Records with interface code:
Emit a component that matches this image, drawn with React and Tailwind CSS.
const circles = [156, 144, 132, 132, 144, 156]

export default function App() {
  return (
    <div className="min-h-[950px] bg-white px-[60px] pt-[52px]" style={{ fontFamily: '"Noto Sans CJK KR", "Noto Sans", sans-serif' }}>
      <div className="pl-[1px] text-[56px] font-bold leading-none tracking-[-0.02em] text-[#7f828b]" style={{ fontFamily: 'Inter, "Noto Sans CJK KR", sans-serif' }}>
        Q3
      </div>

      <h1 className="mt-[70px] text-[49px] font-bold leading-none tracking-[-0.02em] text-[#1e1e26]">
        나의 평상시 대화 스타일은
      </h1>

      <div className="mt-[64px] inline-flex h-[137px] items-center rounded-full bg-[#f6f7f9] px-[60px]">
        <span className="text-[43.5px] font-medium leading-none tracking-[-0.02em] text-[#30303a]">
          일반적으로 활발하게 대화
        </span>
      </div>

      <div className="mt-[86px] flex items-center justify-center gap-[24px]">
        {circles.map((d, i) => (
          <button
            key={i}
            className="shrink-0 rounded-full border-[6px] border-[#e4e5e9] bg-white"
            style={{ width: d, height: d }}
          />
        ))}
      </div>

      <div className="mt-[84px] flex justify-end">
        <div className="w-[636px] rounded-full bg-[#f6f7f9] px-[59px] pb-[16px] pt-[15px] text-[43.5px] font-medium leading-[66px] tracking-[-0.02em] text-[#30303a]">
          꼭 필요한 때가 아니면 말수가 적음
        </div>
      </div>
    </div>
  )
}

==

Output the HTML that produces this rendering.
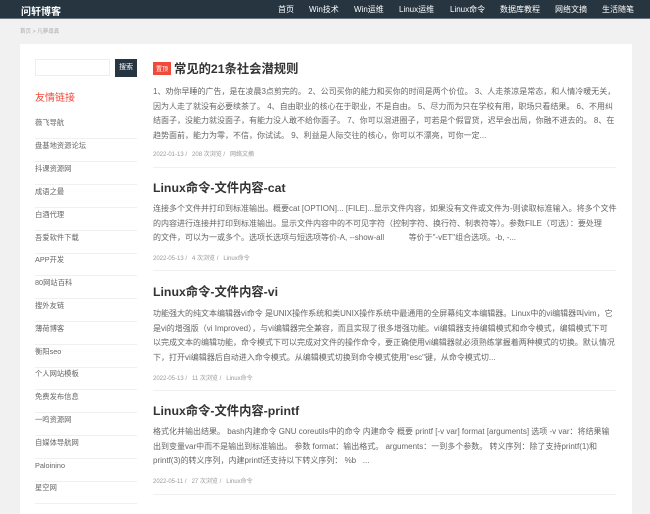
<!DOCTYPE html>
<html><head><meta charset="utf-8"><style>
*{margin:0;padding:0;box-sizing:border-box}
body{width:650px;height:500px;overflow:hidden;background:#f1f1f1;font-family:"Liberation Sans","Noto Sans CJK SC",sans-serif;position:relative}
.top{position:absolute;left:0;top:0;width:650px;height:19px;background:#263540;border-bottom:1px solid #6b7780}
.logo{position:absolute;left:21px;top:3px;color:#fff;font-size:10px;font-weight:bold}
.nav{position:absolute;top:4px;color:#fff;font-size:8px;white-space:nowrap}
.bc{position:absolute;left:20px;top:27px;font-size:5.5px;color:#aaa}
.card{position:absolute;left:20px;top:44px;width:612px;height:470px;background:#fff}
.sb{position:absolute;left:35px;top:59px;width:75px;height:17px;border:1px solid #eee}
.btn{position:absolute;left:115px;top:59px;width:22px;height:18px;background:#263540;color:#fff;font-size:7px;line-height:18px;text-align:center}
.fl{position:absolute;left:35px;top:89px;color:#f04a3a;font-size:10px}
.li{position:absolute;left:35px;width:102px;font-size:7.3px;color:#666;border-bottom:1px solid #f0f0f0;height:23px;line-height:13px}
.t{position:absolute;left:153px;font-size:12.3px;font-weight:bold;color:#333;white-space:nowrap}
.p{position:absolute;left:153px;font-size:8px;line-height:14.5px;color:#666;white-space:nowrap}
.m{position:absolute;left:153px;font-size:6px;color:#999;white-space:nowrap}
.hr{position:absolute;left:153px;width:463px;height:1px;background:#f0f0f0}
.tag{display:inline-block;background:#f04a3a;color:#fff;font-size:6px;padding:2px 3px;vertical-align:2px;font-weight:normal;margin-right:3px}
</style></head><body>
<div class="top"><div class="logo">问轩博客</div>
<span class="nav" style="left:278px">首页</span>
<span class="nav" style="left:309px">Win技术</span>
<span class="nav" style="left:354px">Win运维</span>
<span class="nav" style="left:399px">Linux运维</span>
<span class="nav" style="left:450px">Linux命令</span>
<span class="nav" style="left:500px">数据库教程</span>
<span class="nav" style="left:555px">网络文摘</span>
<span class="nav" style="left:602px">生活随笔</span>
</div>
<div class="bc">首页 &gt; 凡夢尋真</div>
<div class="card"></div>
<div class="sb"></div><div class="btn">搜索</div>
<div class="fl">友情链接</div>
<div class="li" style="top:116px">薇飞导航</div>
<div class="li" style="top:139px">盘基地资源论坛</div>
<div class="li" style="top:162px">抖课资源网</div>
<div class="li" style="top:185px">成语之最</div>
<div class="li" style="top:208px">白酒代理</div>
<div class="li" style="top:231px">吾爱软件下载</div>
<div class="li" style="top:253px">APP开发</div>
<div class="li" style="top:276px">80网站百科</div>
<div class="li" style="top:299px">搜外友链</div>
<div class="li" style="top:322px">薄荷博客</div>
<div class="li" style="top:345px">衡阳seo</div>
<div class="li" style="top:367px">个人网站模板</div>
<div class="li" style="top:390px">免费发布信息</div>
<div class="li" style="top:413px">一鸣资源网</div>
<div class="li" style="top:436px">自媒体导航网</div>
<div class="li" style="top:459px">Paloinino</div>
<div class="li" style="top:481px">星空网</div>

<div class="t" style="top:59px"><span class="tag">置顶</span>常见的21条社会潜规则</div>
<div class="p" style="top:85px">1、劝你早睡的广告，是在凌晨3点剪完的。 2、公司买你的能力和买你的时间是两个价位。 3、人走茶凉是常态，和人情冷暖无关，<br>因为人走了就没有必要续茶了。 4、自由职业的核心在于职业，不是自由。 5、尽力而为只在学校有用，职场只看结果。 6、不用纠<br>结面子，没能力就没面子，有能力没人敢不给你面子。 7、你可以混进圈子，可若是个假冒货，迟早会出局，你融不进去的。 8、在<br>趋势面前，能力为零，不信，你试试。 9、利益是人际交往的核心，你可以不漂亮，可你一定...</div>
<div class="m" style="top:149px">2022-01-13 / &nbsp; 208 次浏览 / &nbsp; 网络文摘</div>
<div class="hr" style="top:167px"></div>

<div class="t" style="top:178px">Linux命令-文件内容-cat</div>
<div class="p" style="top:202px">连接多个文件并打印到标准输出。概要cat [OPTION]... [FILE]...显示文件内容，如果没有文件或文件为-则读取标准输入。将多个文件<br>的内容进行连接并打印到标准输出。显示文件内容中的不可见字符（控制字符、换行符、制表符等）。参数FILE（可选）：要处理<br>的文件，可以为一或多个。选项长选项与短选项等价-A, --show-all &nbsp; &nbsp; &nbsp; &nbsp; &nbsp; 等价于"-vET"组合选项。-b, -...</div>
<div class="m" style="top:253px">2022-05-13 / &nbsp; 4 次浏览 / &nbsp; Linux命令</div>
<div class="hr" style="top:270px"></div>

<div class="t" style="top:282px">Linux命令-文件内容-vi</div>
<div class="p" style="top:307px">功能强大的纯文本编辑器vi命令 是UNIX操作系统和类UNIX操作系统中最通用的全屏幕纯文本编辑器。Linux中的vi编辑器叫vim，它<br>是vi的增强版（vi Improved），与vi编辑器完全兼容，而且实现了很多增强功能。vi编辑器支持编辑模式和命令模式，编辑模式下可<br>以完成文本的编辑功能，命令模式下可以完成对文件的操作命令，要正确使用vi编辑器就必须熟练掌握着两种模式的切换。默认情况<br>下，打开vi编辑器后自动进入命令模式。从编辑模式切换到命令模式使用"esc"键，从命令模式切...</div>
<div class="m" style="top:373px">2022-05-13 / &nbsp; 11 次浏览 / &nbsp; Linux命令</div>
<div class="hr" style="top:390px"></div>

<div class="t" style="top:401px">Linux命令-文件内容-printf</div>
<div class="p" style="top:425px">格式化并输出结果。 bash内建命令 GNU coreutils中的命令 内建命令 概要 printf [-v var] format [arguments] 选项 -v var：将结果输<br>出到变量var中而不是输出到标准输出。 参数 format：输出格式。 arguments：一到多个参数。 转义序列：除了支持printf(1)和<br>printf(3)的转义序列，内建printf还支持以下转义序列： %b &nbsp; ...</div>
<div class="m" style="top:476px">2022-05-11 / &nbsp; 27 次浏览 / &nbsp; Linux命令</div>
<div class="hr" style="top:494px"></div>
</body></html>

Task to carry out
Within the listing above, extract exactly the lines from the line with "Emit a component" to the line with "const circles = [156, 144, 132, 132, 144, 156]", the two named lines included, and no others.

Result below
Emit a component that matches this image, drawn with React and Tailwind CSS.
const circles = [156, 144, 132, 132, 144, 156]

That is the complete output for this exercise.